EXERCISE AIM: Gather from the material every line that contains the string "styles".

EXERCISE DATA:
-------------------------

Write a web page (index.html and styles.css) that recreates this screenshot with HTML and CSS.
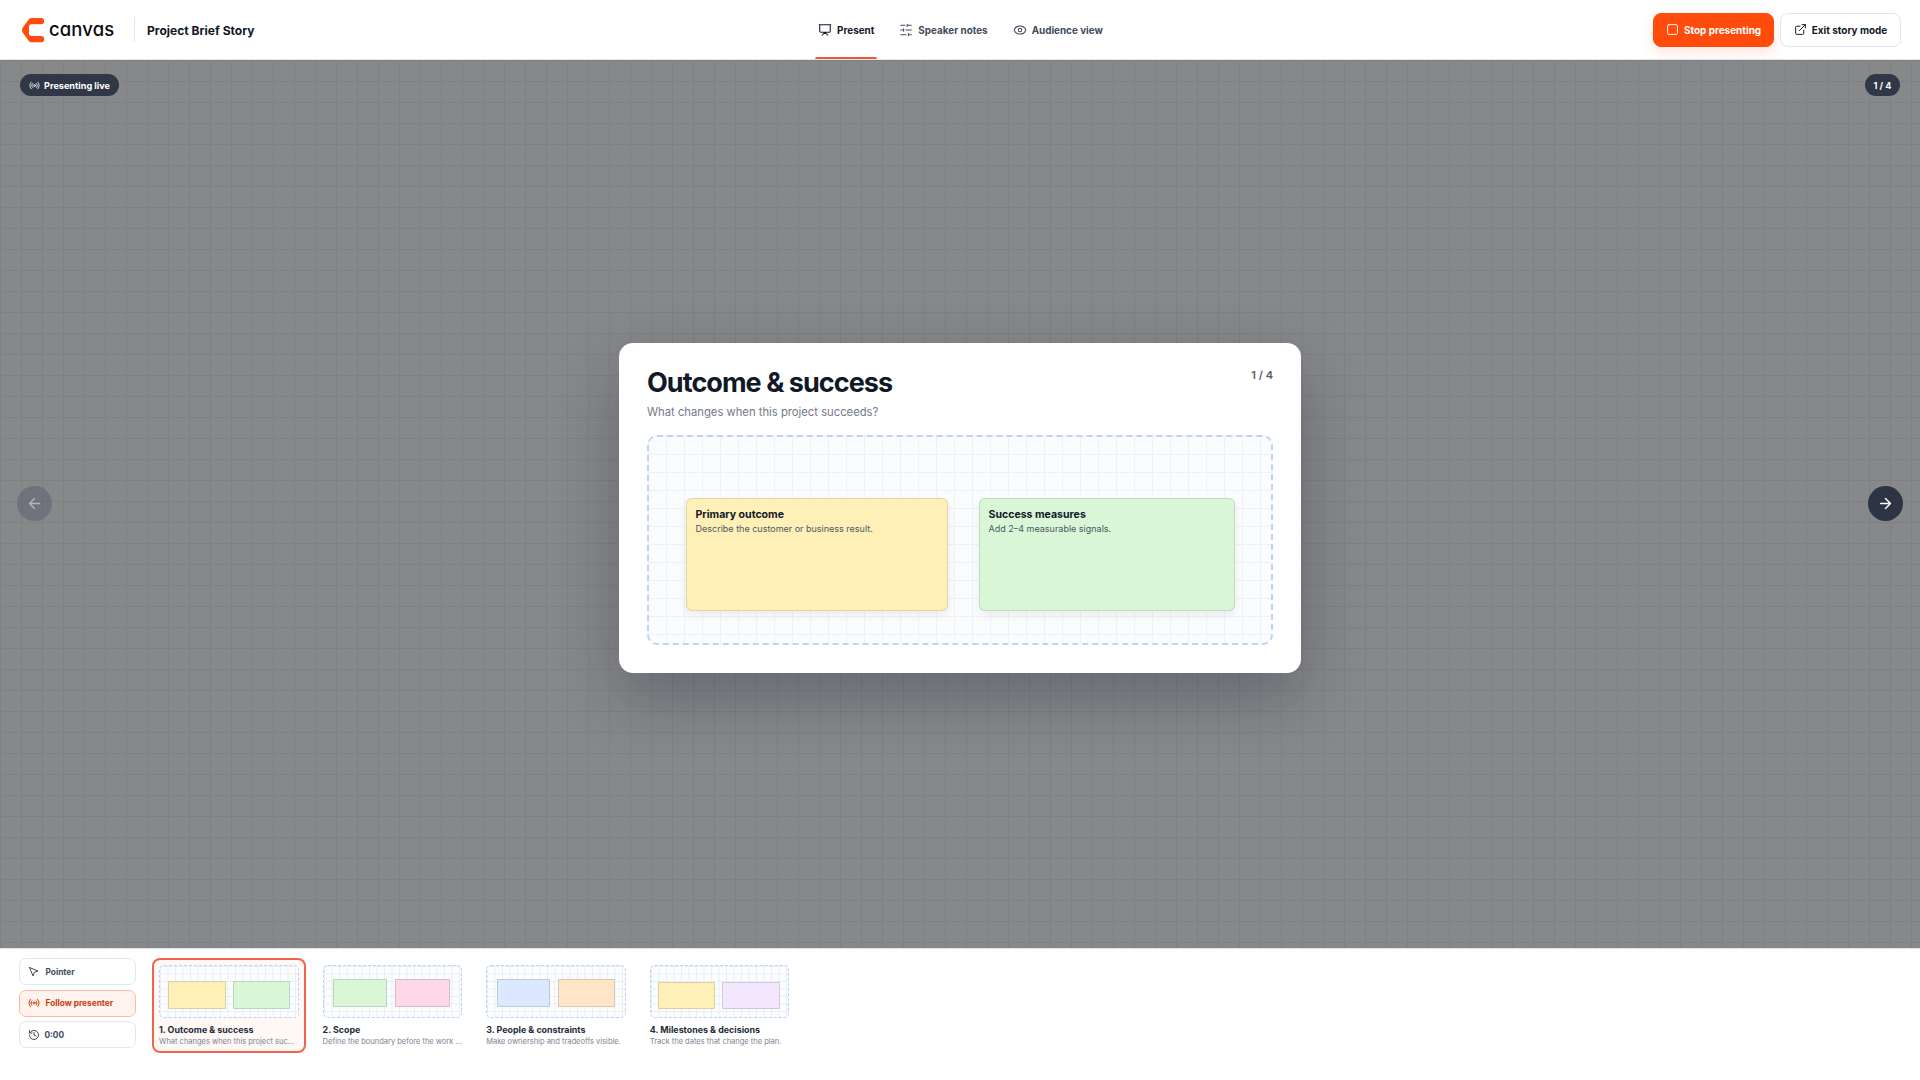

-------------------------

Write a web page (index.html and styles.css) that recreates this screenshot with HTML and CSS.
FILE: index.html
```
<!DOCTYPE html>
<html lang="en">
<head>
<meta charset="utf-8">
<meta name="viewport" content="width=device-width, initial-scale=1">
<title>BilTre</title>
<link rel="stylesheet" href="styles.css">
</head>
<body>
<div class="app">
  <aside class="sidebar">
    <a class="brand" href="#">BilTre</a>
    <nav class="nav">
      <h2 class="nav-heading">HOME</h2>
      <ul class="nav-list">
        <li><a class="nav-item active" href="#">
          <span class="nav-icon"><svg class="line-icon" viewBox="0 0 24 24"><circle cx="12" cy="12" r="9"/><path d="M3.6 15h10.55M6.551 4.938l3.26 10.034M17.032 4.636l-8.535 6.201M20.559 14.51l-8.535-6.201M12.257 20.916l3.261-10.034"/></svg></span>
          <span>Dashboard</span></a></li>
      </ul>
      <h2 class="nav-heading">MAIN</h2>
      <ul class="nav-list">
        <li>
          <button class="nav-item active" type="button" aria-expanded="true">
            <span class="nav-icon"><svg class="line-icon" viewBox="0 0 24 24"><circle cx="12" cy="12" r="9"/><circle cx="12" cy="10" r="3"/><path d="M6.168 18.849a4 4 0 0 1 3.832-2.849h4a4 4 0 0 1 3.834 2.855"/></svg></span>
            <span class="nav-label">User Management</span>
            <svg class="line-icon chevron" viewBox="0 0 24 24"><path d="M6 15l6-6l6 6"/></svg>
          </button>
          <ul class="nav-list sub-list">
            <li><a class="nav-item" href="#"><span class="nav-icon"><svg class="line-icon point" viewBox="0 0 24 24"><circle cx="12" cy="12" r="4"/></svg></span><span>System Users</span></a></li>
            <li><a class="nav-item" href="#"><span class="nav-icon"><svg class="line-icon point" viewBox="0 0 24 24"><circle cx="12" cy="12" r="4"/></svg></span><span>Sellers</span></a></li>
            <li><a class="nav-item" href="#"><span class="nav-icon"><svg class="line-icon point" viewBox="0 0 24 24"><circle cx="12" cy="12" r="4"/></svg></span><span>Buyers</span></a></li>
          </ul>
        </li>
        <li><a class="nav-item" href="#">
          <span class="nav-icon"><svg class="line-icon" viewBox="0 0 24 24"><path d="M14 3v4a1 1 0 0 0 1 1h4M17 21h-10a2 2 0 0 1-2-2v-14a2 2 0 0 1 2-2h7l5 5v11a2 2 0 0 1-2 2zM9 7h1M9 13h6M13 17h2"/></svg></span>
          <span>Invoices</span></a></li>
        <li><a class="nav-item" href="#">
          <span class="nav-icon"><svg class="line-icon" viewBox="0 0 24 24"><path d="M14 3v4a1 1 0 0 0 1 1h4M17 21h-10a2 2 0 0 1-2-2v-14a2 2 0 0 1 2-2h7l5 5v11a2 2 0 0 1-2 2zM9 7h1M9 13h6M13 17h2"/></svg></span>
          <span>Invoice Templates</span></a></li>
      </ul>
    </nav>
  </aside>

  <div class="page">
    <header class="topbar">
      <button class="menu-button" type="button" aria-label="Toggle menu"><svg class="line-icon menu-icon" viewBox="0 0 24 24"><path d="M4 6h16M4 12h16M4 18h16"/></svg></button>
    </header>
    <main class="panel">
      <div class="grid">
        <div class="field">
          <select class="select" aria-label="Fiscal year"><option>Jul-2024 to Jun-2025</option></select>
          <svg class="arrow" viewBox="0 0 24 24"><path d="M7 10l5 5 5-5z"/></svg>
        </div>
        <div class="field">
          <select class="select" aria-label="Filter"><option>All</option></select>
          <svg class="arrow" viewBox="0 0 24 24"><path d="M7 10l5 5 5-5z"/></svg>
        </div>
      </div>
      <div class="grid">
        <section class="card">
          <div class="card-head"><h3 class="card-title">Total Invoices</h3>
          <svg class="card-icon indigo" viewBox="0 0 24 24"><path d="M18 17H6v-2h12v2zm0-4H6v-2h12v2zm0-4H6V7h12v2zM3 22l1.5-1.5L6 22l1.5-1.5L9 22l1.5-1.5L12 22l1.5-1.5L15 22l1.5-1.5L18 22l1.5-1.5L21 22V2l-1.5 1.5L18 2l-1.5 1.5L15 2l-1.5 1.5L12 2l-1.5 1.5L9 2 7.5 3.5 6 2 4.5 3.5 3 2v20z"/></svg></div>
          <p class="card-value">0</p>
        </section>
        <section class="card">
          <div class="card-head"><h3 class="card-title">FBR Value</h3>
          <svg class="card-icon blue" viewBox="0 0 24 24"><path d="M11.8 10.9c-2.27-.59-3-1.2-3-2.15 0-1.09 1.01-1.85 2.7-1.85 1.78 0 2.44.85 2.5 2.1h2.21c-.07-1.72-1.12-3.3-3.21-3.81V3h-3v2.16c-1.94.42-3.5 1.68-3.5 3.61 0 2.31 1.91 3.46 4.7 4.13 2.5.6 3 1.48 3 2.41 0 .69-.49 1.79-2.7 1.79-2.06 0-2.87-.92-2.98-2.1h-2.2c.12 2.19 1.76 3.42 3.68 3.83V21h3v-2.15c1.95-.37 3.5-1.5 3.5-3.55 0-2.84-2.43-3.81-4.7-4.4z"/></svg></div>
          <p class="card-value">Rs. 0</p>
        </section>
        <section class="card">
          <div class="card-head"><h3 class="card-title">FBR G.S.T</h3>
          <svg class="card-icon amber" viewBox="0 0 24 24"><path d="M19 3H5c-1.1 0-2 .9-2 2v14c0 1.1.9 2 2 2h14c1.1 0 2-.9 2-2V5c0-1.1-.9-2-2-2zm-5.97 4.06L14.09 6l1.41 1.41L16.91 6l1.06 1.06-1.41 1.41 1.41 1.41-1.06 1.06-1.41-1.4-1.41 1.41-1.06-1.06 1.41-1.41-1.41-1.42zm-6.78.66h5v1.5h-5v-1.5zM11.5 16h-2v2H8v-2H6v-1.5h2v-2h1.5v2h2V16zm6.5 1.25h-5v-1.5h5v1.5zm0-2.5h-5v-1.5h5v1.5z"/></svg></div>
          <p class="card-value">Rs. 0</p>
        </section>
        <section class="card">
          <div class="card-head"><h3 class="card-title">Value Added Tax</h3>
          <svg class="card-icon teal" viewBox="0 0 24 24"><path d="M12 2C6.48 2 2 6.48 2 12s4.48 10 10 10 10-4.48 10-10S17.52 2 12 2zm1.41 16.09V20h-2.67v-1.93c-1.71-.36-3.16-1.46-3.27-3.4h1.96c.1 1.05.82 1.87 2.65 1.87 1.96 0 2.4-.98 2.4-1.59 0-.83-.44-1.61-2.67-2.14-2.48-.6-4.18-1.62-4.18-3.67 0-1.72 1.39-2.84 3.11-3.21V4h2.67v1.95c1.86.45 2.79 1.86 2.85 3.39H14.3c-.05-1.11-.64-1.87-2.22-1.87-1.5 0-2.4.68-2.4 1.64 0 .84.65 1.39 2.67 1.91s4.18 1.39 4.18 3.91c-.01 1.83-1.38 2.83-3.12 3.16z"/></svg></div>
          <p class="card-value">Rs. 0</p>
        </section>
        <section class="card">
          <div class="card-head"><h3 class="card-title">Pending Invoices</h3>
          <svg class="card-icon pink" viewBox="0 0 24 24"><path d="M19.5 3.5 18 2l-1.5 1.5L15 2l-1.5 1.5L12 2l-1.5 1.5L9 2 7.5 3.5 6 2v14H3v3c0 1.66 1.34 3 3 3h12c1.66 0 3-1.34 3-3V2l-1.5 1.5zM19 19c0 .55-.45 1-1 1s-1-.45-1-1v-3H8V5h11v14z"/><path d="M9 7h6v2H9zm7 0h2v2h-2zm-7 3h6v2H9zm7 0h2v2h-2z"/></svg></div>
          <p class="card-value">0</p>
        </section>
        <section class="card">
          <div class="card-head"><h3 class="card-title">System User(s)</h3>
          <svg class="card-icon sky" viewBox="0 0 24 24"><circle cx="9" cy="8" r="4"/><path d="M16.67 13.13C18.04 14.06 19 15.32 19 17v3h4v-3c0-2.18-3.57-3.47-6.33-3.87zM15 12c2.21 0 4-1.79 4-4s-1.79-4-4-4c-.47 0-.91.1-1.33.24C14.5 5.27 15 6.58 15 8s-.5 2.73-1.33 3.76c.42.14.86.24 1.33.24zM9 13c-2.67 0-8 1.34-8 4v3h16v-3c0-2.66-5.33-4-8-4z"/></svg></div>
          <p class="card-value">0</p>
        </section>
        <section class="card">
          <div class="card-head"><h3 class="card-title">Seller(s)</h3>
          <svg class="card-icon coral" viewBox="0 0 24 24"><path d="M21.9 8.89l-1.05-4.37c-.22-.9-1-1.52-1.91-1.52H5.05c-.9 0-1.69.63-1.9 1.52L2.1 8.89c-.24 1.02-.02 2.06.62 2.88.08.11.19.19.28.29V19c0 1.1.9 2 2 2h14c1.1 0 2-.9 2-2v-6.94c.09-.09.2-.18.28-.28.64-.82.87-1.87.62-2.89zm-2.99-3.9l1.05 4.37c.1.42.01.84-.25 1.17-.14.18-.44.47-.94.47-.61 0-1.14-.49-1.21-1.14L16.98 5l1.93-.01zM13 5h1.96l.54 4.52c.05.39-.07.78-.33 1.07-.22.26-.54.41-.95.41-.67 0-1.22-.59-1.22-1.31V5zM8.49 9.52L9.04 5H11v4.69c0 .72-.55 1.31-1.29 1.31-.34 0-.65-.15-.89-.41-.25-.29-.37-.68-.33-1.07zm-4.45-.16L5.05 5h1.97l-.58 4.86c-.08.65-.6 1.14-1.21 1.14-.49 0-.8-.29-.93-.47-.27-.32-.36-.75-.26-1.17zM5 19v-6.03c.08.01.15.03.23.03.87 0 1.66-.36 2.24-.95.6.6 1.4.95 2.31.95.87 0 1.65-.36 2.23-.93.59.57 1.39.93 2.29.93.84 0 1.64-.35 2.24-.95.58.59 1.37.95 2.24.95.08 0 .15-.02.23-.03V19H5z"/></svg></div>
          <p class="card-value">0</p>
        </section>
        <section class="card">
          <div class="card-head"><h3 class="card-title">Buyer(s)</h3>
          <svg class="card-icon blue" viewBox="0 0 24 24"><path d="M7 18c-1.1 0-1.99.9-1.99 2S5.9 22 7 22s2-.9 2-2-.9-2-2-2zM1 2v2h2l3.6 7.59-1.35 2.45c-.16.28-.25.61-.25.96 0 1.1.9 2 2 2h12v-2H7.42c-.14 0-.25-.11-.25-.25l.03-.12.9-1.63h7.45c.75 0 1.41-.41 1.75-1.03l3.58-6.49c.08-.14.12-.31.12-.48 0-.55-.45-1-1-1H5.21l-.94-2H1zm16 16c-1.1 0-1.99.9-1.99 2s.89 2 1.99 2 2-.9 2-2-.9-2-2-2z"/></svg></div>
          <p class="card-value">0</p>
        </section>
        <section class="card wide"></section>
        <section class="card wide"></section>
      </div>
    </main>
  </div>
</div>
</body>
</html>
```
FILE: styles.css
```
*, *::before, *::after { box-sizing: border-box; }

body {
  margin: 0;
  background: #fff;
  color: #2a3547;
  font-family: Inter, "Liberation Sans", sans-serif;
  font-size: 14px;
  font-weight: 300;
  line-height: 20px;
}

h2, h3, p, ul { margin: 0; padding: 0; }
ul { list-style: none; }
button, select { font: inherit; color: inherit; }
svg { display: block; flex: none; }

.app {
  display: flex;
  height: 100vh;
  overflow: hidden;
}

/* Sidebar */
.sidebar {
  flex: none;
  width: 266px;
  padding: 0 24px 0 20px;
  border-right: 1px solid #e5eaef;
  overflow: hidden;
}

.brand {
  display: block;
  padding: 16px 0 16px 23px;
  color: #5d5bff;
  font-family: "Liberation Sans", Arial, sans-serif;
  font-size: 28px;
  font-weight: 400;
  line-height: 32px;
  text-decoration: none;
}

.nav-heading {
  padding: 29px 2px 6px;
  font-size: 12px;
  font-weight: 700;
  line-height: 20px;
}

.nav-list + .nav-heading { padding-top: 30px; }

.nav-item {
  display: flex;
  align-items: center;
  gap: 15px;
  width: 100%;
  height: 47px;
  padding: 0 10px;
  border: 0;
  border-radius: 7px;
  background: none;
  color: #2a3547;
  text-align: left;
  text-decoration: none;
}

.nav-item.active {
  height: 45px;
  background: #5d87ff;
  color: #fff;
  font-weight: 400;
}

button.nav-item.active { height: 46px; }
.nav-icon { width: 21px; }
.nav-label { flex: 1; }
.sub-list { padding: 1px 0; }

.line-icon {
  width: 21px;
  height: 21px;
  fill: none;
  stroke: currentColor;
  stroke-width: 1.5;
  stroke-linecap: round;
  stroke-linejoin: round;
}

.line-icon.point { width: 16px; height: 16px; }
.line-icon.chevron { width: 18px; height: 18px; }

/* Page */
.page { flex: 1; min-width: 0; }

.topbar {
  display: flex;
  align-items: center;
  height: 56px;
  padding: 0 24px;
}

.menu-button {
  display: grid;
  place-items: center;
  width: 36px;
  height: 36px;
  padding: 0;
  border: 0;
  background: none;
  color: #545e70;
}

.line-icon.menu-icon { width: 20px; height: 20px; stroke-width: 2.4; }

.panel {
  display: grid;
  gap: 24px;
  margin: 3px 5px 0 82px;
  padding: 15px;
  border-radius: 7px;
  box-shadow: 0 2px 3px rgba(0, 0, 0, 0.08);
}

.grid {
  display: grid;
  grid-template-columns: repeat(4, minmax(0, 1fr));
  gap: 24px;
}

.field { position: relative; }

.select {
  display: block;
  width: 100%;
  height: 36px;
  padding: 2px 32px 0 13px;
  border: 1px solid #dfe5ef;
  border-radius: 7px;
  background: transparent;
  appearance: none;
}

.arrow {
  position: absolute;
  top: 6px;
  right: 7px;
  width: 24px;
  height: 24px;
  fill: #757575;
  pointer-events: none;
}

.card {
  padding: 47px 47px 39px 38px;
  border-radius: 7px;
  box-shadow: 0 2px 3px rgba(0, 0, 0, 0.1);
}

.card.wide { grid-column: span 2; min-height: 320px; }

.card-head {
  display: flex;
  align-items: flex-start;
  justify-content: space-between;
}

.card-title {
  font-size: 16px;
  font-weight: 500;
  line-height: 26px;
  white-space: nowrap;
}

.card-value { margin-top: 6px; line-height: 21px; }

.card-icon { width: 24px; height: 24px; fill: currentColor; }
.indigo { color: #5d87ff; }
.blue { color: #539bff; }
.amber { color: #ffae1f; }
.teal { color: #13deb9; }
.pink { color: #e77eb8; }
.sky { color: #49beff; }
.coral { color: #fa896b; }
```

-------------------------

WRITTEN ANSWER:
Write a web page (index.html and styles.css) that recreates this screenshot with HTML and CSS.
Write a web page (index.html and styles.css) that recreates this screenshot with HTML and CSS.
<link rel="stylesheet" href="styles.css">
FILE: styles.css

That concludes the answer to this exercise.